Healthcare workers in HSE East made up the bulk of Covid-19 cases. Around 58 per cent of all cases nationally among healthcare workers occurred in the region.

The age range of healthcare workers with Covid-19 was 31-to-50 years. The age range in ICU was 44-to-60 years. Of those who have died from Covid-19, the age range was 30-to-68 years. Some 309 healthcare workers had been hospitalised with the virus and 44 were admitted to ICU.


As exclusively reported online by the Medical Independent (MI), a proposed Covid-19 testing strategy specifically for healthcare professionals is being developed in consultation with the national public health emergency team (NPHET).

The strategy was presented to the NPHET by Dr Lorraine Doherty of the HPSC and contains a range of proposed measures to manage Covid-19 infection risk in healthcare workers. These include: Repeat testing of certain healthcare staff; blanket testing of healthcare workers in hospitals with high incidence of the virus; a serology testing exercise in hospitals with a high incidence of the virus; and testing of healthcare staff moving from high infection rate areas to lower infection areas.

The HSE has already commenced a new mass testing exercise for nursing home staff, where they are being tested weekly for four weeks to determine if this would help stop the spread of Covid-19 in residential settings and to see if such an approach would be useful in other healthcare settings.

Last month, the Irish Nurses and Midwives Organisation (INMO) told the Oireachtas Covid-19 committee that Ireland had the world’s highest rate of infection in healthcare workers. It called for an investigation into the matter, as well as additional measures, such as regular testing in high-risk settings.

Responding to questions from MI on what the HSE was doing to better protect healthcare workers from Covid-19 infection risks, HSE Chief Clinical Officer Dr Colm Henry said the adequate provision of personal protective equipment and prioritised testing had been a consistent feature of the approach to date.

“Testing is not a control measure in itself. It informs control measures in order to protect healthcare workers, protect from transmission of the virus to patients, and break the chain of infection of the virus. We’ve learned a lot about testing of healthcare workers in the past weeks. The blanket exercise in nursing homes showed a low level [of infection among healthcare workers] though,” Dr Henry told MI.


Concern has been raised about the risks of the NCHD changeover in July.

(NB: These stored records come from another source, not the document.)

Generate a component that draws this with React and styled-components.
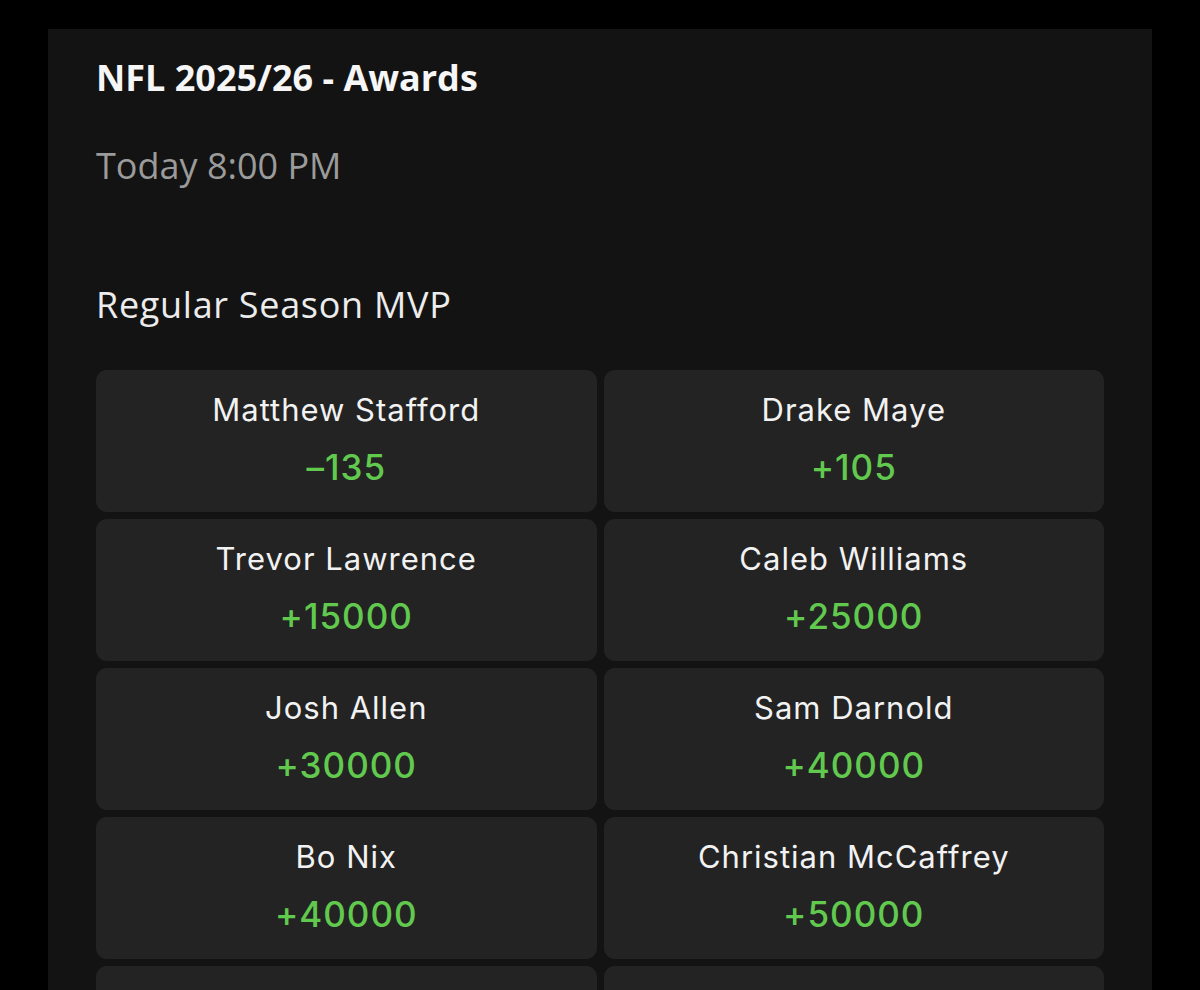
import React from 'react';
import styled, { createGlobalStyle } from 'styled-components';

const GlobalStyle = createGlobalStyle`
  html, body {
    margin: 0;
    padding: 0;
    background: #000;
  }
  body {
    font-family: "Open Sans", "Liberation Sans", sans-serif;
    -webkit-font-smoothing: antialiased;
  }
`;

const Page = styled.div`
  width: 1200px;
  height: 990px;
  overflow: hidden;
  background: #000;
  padding: 29px 48px 0;
  box-sizing: border-box;
`;

const Panel = styled.div`
  background: #131313;
  min-height: 1000px;
  padding: 22px 48px 0;
`;

const Title = styled.h1`
  margin: 0;
  font-size: 36px;
  font-weight: 700;
  line-height: 54px;
  color: #f6f6f6;
`;

const Time = styled.div`
  margin-top: 37px;
  font-size: 36px;
  font-weight: 400;
  line-height: 48px;
  color: #9b9b9b;
`;

const Market = styled.h2`
  margin: 91px 0 0;
  font-size: 36px;
  font-weight: 400;
  letter-spacing: 0.7px;
  line-height: 48px;
  color: #ececec;
`;

const Grid = styled.div`
  margin-top: 41px;
  display: grid;
  grid-template-columns: 1fr 1fr;
  gap: 7px;
`;

const Card = styled.button`
  height: 142px;
  border: none;
  border-radius: 11px;
  background: #232323;
  display: flex;
  flex-direction: column;
  align-items: center;
  justify-content: center;
  gap: 16px;
  padding: 0 0 4px;
  font-family: Inter, Roboto, "Liberation Sans", sans-serif;
`;

const Name = styled.span`
  font-size: 31px;
  font-weight: 400;
  line-height: 40px;
  letter-spacing: 1px;
  color: #f2f2f2;
`;

const Odds = styled.strong`
  font-size: 35px;
  font-weight: 500;
  line-height: 42px;
  letter-spacing: 1px;
  color: #62c94f;
`;

const players = [
  ['Matthew Stafford', '\u2013135'],
  ['Drake Maye', '+105'],
  ['Trevor Lawrence', '+15000'],
  ['Caleb Williams', '+25000'],
  ['Josh Allen', '+30000'],
  ['Sam Darnold', '+40000'],
  ['Bo Nix', '+40000'],
  ['Christian McCaffrey', '+50000'],
  [null, null],
  [null, null],
];

export default function App() {
  return (
    <>
      <GlobalStyle />
      <Page>
        <Panel>
          <Title>NFL 2025/26 - Awards</Title>
          <Time>Today 8:00 PM</Time>
          <Market>Regular Season MVP</Market>
          <Grid>
            {players.map(([name, odds], i) => (
              <Card key={i}>
                {name && <Name>{name}</Name>}
                {odds && <Odds>{odds}</Odds>}
              </Card>
            ))}
          </Grid>
        </Panel>
      </Page>
    </>
  );
}
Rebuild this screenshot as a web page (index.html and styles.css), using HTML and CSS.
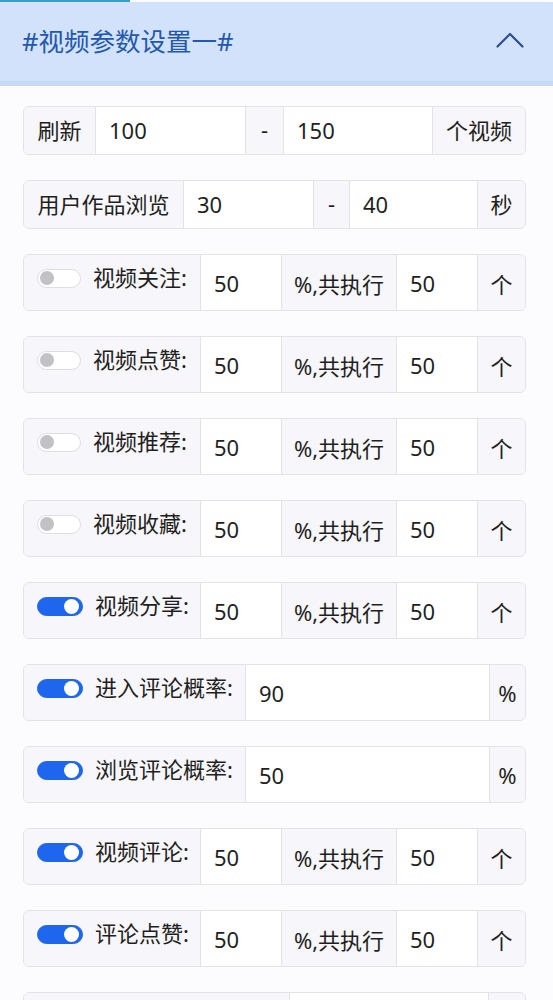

This will involve NCHDs changing employment to different hospitals all over the country, with many moving from hospitals which have had high numbers of Covid-19 cases to hospitals with no current cases. Dr Henry acknowledged this issue was under consideration in relation to the proposed testing strategy.

“I’ve had engagement with the colleges on this and have listened carefully to their concerns, and that has been reflected in the testing strategy from Dr [Lorraine] Doherty,” he said.

Some hospitals have had a high number of Covid-19 cases among their staff. For example, by mid-May, in excess of 300 staff at the Mater Misericordiae University Hospital in Dublin had tested positive for Covid-19 and a further 1,500 had self-isolated following contact tracing to protect patients, fellow staff and the public.

As of 20 May, there had been 53,017 appointments offered to healthcare workers for a Covid-19 test as part of community testing, show figures supplied to MI. This included people referred by their GP and those who had a test as part of the large-scale testing exercise in nursing homes.

Speaking at a HSE media briefing on 24 June, HSE CEO Mr Paul Reid urged caution on comparing healthcare worker infection rates globally. He said Ireland had adopted a “wide” definition of healthcare workers that included caterers, porters and support staff, for example. Mr Reid said some other countries only included doctors and nurses in their data.